During this season of peace, the degree to which Isaiah’s vision of peace becomes reality is largely dependent on us. How will we lead the world?
Will we lead with obedience? Total obedience? Remember, obedience cost Christ his life. To what extent will we obey?
Will we lead with justice? Not the justice of this world that seeks vengeance and revenge? Christ showed us that justice means leveling the playing field: giving a voice to the voiceless, giving hope to the hopeless, caring for those the world has forgotten, and lifting up those the world beats down. Whose justice will we seek?
Will we lead with righteousness? Not self-righteousness, not works’ righteousness. Christ showed us the way of righteousness is faithfulness, humility, sacrifice, service. We are righteous only because he is righteous. We are righteous only as we are in him? Whose righteousness will we embody?

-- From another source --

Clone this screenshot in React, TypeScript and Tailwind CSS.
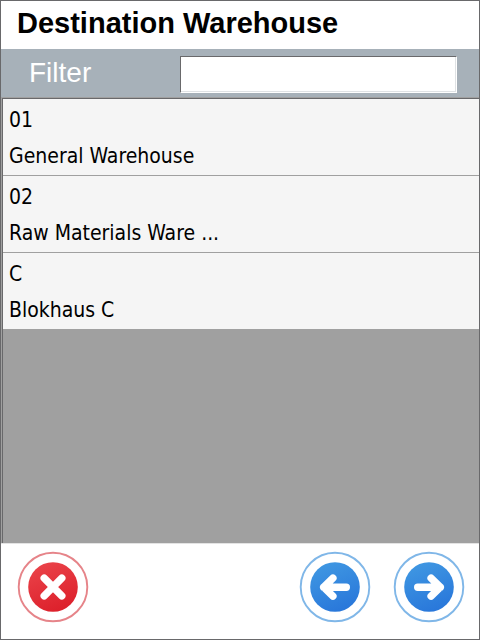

We all long for peace, but are we willing to work for it? We all long for peace, but what are we willing to sacrifice for it? The good news this morning is that Christ came, and made the supreme sacrifice that we might have peace. The challenge this morning is going and being agents of Christ’s peace in the world. Some say that peace is impossible. I say God becoming human is impossible. I say virgin births are impossible. I say living a 100% sinless life is impossible. I say resurrection is impossible. But I also say in Christ the impossible becomes very possible. So let us join, this season of peace, join with all Christ’s people all around the world and with all the angels of heaven in the age old song of “peace on earth, good will to all the people of the earth!” To the glory of God: Father, Son and Holy Spirit. Amen.